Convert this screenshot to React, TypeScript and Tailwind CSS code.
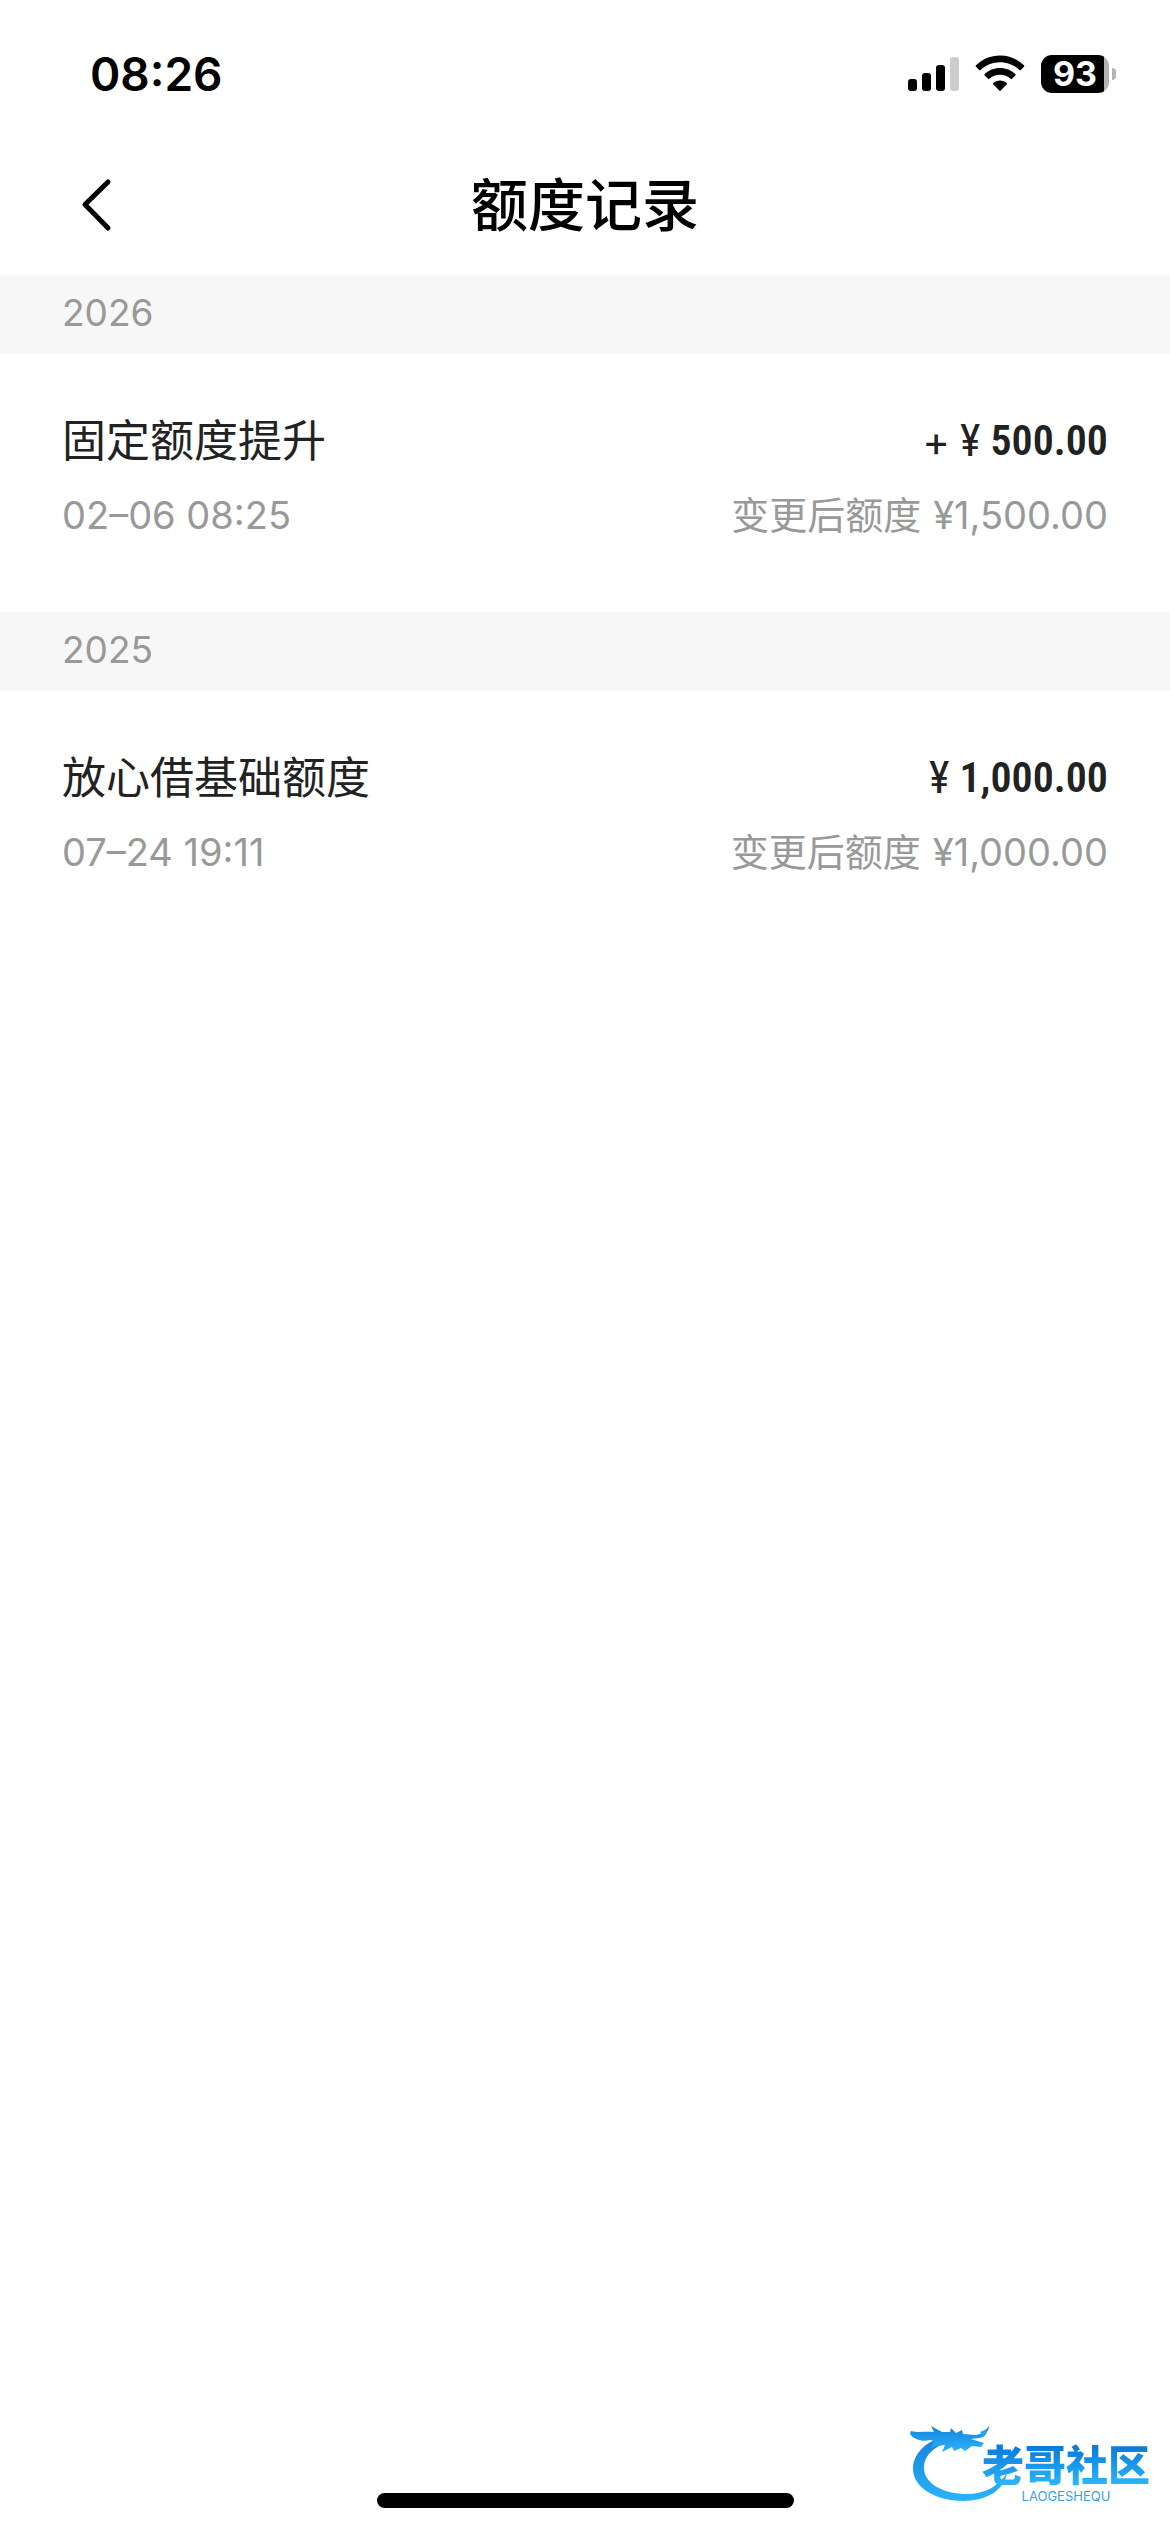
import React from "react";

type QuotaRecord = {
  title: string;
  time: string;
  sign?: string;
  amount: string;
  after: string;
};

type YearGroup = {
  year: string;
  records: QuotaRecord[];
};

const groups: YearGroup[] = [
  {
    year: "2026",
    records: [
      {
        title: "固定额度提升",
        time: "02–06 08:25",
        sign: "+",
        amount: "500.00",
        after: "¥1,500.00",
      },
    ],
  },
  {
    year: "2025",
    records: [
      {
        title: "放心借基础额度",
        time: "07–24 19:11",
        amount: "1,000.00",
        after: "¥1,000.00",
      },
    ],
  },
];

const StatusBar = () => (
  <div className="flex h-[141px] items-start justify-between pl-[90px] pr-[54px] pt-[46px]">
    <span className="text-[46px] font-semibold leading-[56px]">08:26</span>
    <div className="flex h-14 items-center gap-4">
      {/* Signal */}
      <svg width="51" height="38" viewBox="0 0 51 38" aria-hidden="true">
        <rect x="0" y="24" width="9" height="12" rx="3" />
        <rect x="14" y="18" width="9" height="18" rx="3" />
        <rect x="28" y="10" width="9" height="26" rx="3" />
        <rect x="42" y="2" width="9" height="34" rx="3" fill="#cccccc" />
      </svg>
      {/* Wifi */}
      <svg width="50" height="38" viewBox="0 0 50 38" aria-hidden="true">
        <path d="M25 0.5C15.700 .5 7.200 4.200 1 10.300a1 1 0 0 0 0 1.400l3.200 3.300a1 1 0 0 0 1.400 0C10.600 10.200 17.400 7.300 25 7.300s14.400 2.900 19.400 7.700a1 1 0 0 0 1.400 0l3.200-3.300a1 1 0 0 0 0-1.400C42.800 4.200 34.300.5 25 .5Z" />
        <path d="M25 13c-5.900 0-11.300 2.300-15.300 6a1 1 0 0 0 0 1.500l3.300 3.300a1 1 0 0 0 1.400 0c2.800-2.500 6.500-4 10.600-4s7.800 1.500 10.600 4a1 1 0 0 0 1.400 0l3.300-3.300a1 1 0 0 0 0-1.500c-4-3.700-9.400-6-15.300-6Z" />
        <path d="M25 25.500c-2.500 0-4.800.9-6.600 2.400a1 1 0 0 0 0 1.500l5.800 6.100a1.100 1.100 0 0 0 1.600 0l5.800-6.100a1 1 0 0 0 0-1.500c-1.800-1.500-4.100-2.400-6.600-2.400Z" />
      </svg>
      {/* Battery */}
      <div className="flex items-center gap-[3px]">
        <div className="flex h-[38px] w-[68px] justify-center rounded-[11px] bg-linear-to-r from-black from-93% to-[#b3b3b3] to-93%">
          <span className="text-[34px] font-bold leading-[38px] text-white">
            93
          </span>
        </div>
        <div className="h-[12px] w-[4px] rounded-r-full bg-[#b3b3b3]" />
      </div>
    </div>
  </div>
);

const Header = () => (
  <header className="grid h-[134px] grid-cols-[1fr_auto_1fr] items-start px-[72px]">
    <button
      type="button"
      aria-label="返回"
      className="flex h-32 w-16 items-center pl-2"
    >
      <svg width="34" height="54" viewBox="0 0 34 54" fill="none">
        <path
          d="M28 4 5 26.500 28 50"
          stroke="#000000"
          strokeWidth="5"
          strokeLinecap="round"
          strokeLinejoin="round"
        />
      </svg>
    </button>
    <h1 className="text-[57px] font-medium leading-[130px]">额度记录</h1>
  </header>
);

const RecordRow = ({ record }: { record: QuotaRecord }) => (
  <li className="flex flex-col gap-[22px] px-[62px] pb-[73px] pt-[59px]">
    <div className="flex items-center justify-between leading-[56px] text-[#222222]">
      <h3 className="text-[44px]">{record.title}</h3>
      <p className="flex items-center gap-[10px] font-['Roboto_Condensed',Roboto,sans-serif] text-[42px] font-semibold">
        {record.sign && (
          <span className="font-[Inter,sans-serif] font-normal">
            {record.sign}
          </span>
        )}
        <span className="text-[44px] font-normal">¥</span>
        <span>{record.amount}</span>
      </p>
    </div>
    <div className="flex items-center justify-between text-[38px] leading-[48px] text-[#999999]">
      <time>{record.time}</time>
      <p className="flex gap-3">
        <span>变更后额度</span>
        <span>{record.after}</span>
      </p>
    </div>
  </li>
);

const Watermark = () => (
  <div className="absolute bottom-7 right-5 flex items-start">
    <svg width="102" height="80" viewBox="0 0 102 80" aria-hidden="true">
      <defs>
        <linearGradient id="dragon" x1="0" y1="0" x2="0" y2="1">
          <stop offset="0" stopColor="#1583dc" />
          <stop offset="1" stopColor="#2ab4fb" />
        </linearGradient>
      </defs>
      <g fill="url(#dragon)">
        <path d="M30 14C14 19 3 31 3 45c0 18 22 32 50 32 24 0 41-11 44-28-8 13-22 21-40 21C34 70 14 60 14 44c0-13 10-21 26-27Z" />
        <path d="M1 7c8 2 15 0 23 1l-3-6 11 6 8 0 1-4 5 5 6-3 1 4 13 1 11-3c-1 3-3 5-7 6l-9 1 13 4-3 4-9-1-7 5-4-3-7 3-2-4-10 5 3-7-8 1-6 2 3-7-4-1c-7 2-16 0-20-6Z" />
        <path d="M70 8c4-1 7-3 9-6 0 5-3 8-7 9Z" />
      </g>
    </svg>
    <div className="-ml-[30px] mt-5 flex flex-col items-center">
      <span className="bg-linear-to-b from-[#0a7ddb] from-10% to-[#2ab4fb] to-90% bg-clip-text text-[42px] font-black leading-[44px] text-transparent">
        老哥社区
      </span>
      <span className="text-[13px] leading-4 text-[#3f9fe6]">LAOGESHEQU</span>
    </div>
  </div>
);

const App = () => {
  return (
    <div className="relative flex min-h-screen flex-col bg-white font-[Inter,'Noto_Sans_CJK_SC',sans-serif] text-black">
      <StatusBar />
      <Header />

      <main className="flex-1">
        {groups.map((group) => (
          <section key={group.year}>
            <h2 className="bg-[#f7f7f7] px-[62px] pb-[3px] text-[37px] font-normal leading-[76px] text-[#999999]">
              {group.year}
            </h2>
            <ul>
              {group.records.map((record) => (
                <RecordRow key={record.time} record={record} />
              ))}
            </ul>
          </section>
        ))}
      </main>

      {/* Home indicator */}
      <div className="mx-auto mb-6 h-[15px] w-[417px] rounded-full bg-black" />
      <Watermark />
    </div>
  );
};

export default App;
# # #
• Set problem:
In the listing, find every line containing the word "React" and list it.

• Solved problem:
Convert this screenshot to React, TypeScript and Tailwind CSS code.
import React from "react";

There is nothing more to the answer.